若者に多い伊達マスク経験者とマスク依存症の実態
伊達マスク、全体では15%が経験あり
花粉除け、くしゃみなどで周囲に迷惑をかけないために、さらには口内が冷えないようになど、多用な目的を果たすため、マスクは欠かせない個人向け(公衆)衛生ツールとして活用されている。一方、それらの目的としてかける必要がない場面でも、一種のファッションとして、あるいは「仮面」のような使い方でマスクをかける事例がある。これ(行為そのものや行為対象者)を伊達眼鏡と同じ考え方で「伊達マスク」と呼んでいる。
インターワイヤードのDIMSDRIVEが2014年3月に発表した調査結果によれば、この「伊達マスク」という言葉を知っていた人は35.3%、内容をそれなりに知っている人に限れば15.2%に留まっている。まだ伊達眼鏡ほどメジャーな言い回しでは無いようだ。
ではこの「伊達マスク」の経験がある人はどれほどなのだろうか。全体では14.8%、属性別では若年層が男女ともに高い値を示している。
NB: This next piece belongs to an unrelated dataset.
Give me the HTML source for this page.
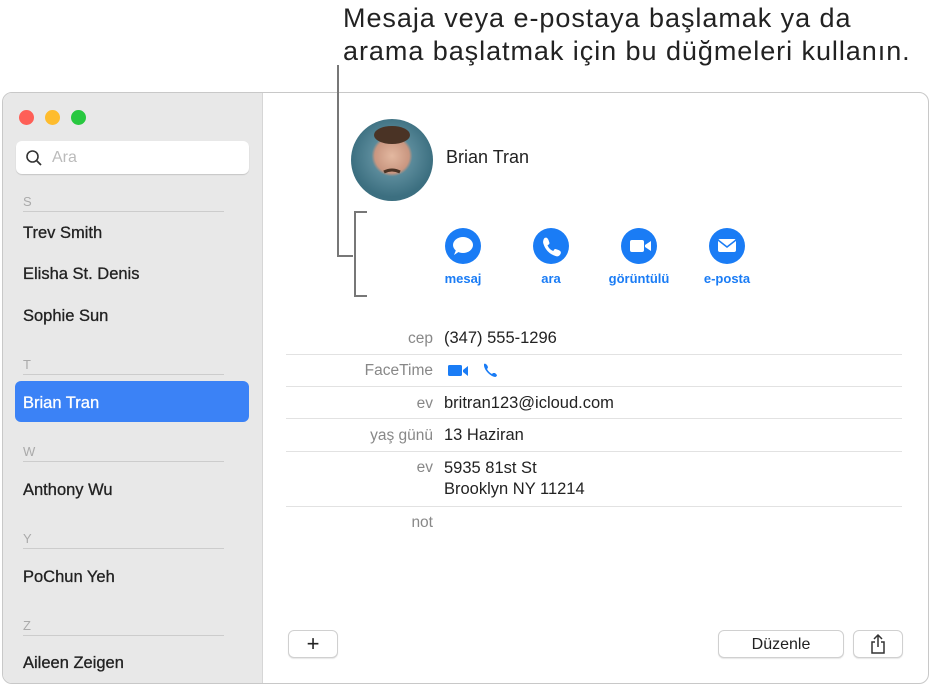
<!DOCTYPE html><html><head><meta charset="utf-8"><style>
*{margin:0;padding:0;box-sizing:border-box}
body{width:931px;height:686px;background:#fff;font-family:"Liberation Sans",sans-serif;position:relative;overflow:hidden;color:#222}
.a{position:absolute}
.win{left:2px;top:92px;width:927px;height:592px;border:1px solid #c8c8c8;border-radius:10px;overflow:hidden;background:#fff}
.side{left:0;top:0;width:260px;height:100%;background:#e8e8e8;border-right:1px solid #d6d6d6}
.dot{width:15px;height:15px;border-radius:50%;top:17px}
.name{left:20px;font-size:16.5px;color:#222;-webkit-text-stroke:0.3px #222}
.hdr{left:20px;font-size:13px;color:#aaa}
.ln{left:20px;width:201px;height:1px;background:#ccc}
.lab{font-size:15.5px;color:#888;text-align:right;width:150px;left:283px}
.val{font-size:16.5px;color:#222;left:444px}
.sep{left:286px;width:616px;height:1px;background:#e2e2e2}
.ic{width:36px;height:36px;border-radius:50%;background:#1a7cf5;top:228px}
.il{font-size:13px;color:#1a7cf5;top:271px;text-align:center;width:90px;font-weight:bold}
.btn{border:1px solid #d0d0d0;border-radius:6px;background:#fff;box-shadow:0 1px 1px rgba(0,0,0,.1);top:630px;height:28px;text-align:center;font-size:16px;line-height:28px}
</style></head><body>
<div class="a" style="left:343px;top:2px;font-size:27px;letter-spacing:0.95px;line-height:33px;color:#222;white-space:nowrap">Mesaja veya e-postaya başlamak ya da<br>arama başlatmak için bu düğmeleri kullanın.</div>
<div class="win a">
<div class="side a"></div>
<div class="a dot" style="left:16px;background:#fe5f57"></div>
<div class="a dot" style="left:42px;background:#febc2e"></div>
<div class="a dot" style="left:68px;background:#28c840"></div>
<div class="a" style="left:13px;top:48px;width:233px;height:33px;background:#fff;border-radius:6px;box-shadow:0 1px 1px rgba(0,0,0,.15)"></div>
<svg class="a" style="left:22px;top:56px" width="18" height="18"><circle cx="7.5" cy="7.5" r="5.5" fill="none" stroke="#333" stroke-width="1.6"/><path d="M11.5 11.5L16 16" stroke="#333" stroke-width="1.8"/></svg>
<div class="a" style="left:49px;top:56px;font-size:16px;color:#bbb">Ara</div>
<div class="a hdr" style="top:101px">S</div><div class="a ln" style="top:118px"></div>
<div class="a name" style="top:131px">Trev Smith</div>
<div class="a name" style="top:172px">Elisha St. Denis</div>
<div class="a name" style="top:214px">Sophie Sun</div>
<div class="a hdr" style="top:264px">T</div><div class="a ln" style="top:281px"></div>
<div class="a" style="left:12px;top:288px;width:234px;height:41px;background:#3b82f6;border-radius:6px"></div>
<div class="a name" style="top:301px;color:#fff;-webkit-text-stroke:0.3px #fff">Brian Tran</div>
<div class="a hdr" style="top:351px">W</div><div class="a ln" style="top:368px"></div>
<div class="a name" style="top:388px">Anthony Wu</div>
<div class="a hdr" style="top:438px">Y</div><div class="a ln" style="top:455px"></div>
<div class="a name" style="top:475px">PoChun Yeh</div>
<div class="a hdr" style="top:525px">Z</div><div class="a ln" style="top:542px"></div>
<div class="a name" style="top:561px">Aileen Zeigen</div>
</div>
<svg class="a" style="left:0;top:0" width="931" height="686"><path d="M338 65V256H353M367 212H355V296H367" fill="none" stroke="#777" stroke-width="2"/>
<defs><radialGradient id="g" cx=".5" cy=".45"><stop offset="0" stop-color="#e3b8a0"/><stop offset=".42" stop-color="#c99680"/><stop offset=".5" stop-color="#5a8a9a"/><stop offset="1" stop-color="#3c6f80"/></radialGradient></defs>
<circle cx="392" cy="160" r="41" fill="url(#g)"/><ellipse cx="392" cy="135" rx="18" ry="9" fill="#4a3325"/><path d="M384 172q8-4 16 0" stroke="#4a3325" stroke-width="3" fill="none"/></svg>
<div class="a" style="left:446px;top:147px;font-size:18px">Brian Tran</div>
<div class="a ic" style="left:445px"></div><div class="a ic" style="left:533px"></div><div class="a ic" style="left:621px"></div><div class="a ic" style="left:709px"></div>
<svg class="a" style="left:445px;top:228px" width="300" height="36" fill="#fff">
<ellipse cx="18" cy="17" rx="10" ry="8"/><path d="M11 22L9 27L15 23Z"/>
<path d="M100 10c2-1 3 0 4 2l1 3c0 1-1 2-2 2 1 3 3 5 6 6 0-1 1-2 2-2l3 1c2 1 3 2 2 4-1 2-3 3-5 2-6-2-10-6-12-12-1-2 0-5 1-6z" transform="translate(-0.5,0)"/>
<rect x="185" y="12" width="14" height="12" rx="2"/><path d="M200 17l6-4v10l-6-4z"/>
<rect x="273" y="11" width="18" height="13" rx="2"/><path d="M273 12l9 7 9-7" fill="none" stroke="#1a7cf5" stroke-width="1.5"/></svg>
<div class="a il" style="left:418px">mesaj</div><div class="a il" style="left:506px">ara</div><div class="a il" style="left:594px">görüntülü</div><div class="a il" style="left:682px">e-posta</div>
<div class="a lab" style="top:330px">cep</div><div class="a val" style="top:329px">(347) 555-1296</div>
<div class="a sep" style="top:354px"></div>
<div class="a lab" style="top:362px">FaceTime</div>
<svg class="a" style="left:446px;top:361px" width="60" height="20" fill="#1a7cf5"><rect x="2" y="4" width="14" height="11" rx="1.5"/><path d="M17 9l5-4v10l-5-4z"/><path d="M38 3c1-1 2 0 3 1l1 2c0 1-1 2-1 2 1 2 3 4 5 5l1-1h2l2 2c0 1-1 2-2 2-5-1-10-6-11-11 0-1 0-1 0-2z"/></svg>
<div class="a sep" style="top:386px"></div>
<div class="a lab" style="top:395px">ev</div><div class="a val" style="top:394px">britran123@icloud.com</div>
<div class="a sep" style="top:418px"></div>
<div class="a lab" style="top:427px">yaş günü</div><div class="a val" style="top:426px">13 Haziran</div>
<div class="a sep" style="top:451px"></div>
<div class="a lab" style="top:459px">ev</div><div class="a val" style="top:458px;line-height:21px">5935 81st St<br>Brooklyn NY 11214</div>
<div class="a sep" style="top:506px"></div>
<div class="a lab" style="top:514px">not</div>
<div class="a btn" style="left:288px;width:50px;font-size:22px;line-height:26px">+</div>
<div class="a btn" style="left:718px;width:126px">Düzenle</div>
<div class="a btn" style="left:853px;width:50px"><svg width="20" height="24" style="margin-top:1px"><path d="M10 3V15M6 7l4-4 4 4M7 10H4v11h12V10h-3" fill="none" stroke="#333" stroke-width="1.5"/></svg></div>
</body></html>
概して若年層ほど高く、歳を経るに連れて減少する傾向がある。また男性よりも女性の方が経験率は高く、20代以下では4割強が経験ありと答えている。女性が高い値を示しているのは、ファッション感覚でつけているのか、自らの外観を気にしている結果か、あるいは後述の「マスク依存症」的な面が強いと考えられる。特に女性は4割以上が「伊達マスク」経験者と答えており、異様なまでの高い比率が出ている。
マスク依存症とは? そして自認率は??
「伊達マスク」が常用となり、心理的にも物理的にも手放せない状態のことを「マスク依存症」と呼んでいる。自分の身体的なコンプレックスを隠すため、あるいは他人との会話が苦手、表現が下手などのような、他人との接触を恐れる原因となるウィークポイントを有しており、その部分をカバーするための心理的な壁・バリアー的な認識をマスク(を着用した状態)に与えているというもの。つまり心理的安寧を得るためのお守りのような存在だが、顔を隠す物理的な効用もあること、そして震災以降は特にマスク装着の状態が社会的に是認されるようになったため、よりハードルは低くなりつつある。
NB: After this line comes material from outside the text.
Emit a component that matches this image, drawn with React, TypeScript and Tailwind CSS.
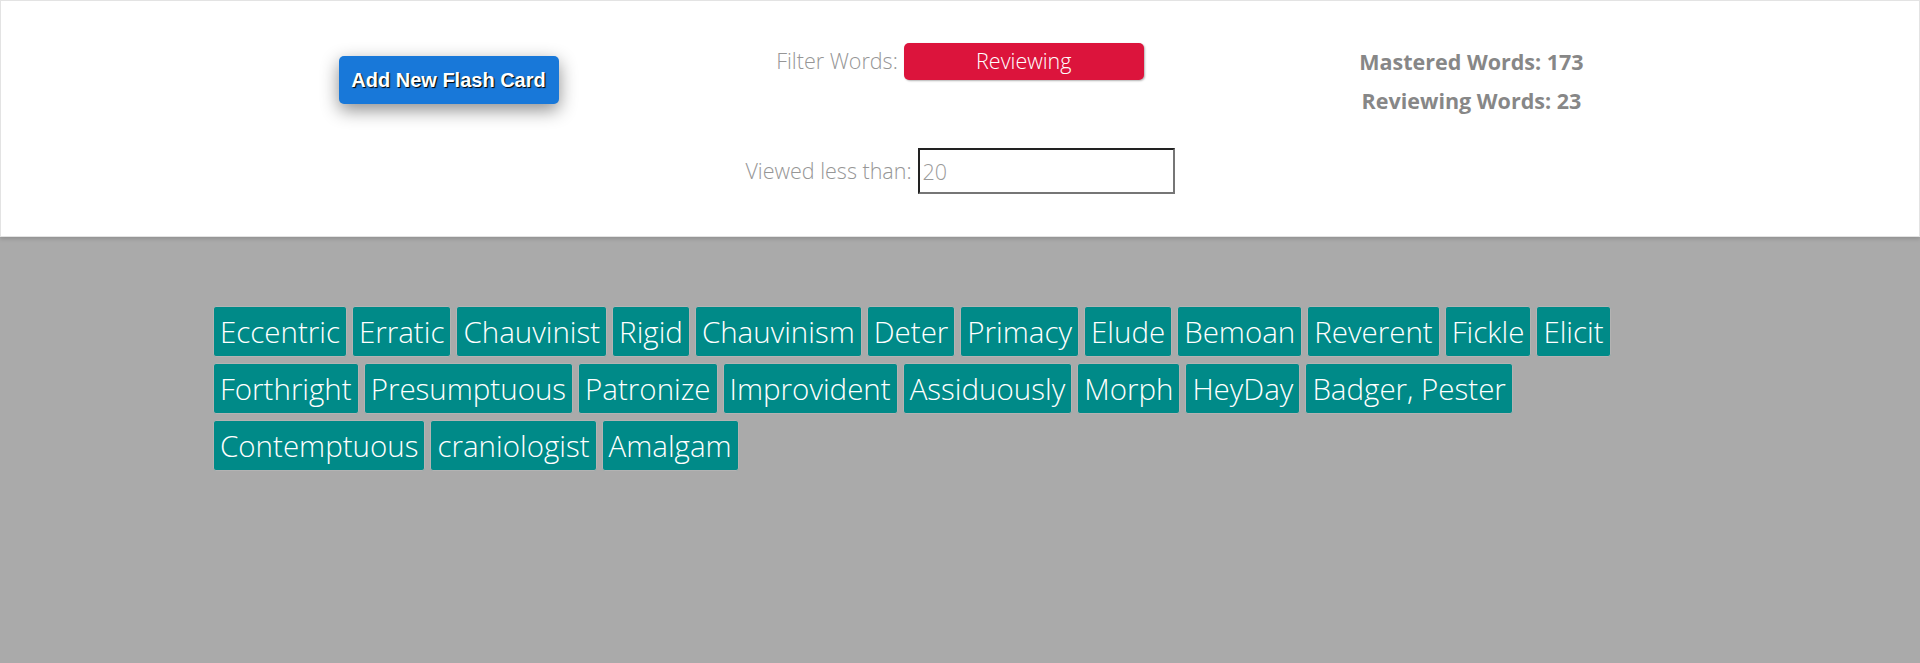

この「マスク依存症」に関し、自分はその症状に該当するとの認識を持つ人は全体で0.7%。属性別では20代女性がもっとも多く3.4%に達する結果が出た。
伊達マスク着用率同様、若年層ほど、そして男性より女性の方が高い値を示している。また今件では「マスク依存症であるか否か」のみでの選択だが、実際には「依存症かもしれない(程度に伊達マスクをしている)」、そして「自意識は無いものの実質的にマスク依存症である」との事例も想定される。こられが積み重なることで「伊達マスク経験率」の男女差・世代差に連動する形となったものと思われる。要は「伊達マスク」の装着の一部要因が深いものになると、「マスク依存症」足り得るという次第。
心理学には「仮面効果」なる言葉がある。これは他人に自分自身を認知・特定されないように変装し、あるいは不特定多数化することで、自分の本性が表れやすくなるというもの。匿名化もある意味似たようなものだろう。「マスク依存症」の要因である「自分が恥ずかしいと思っているところを隠したい」という願望も、それに通じるものがあるのかもしれない。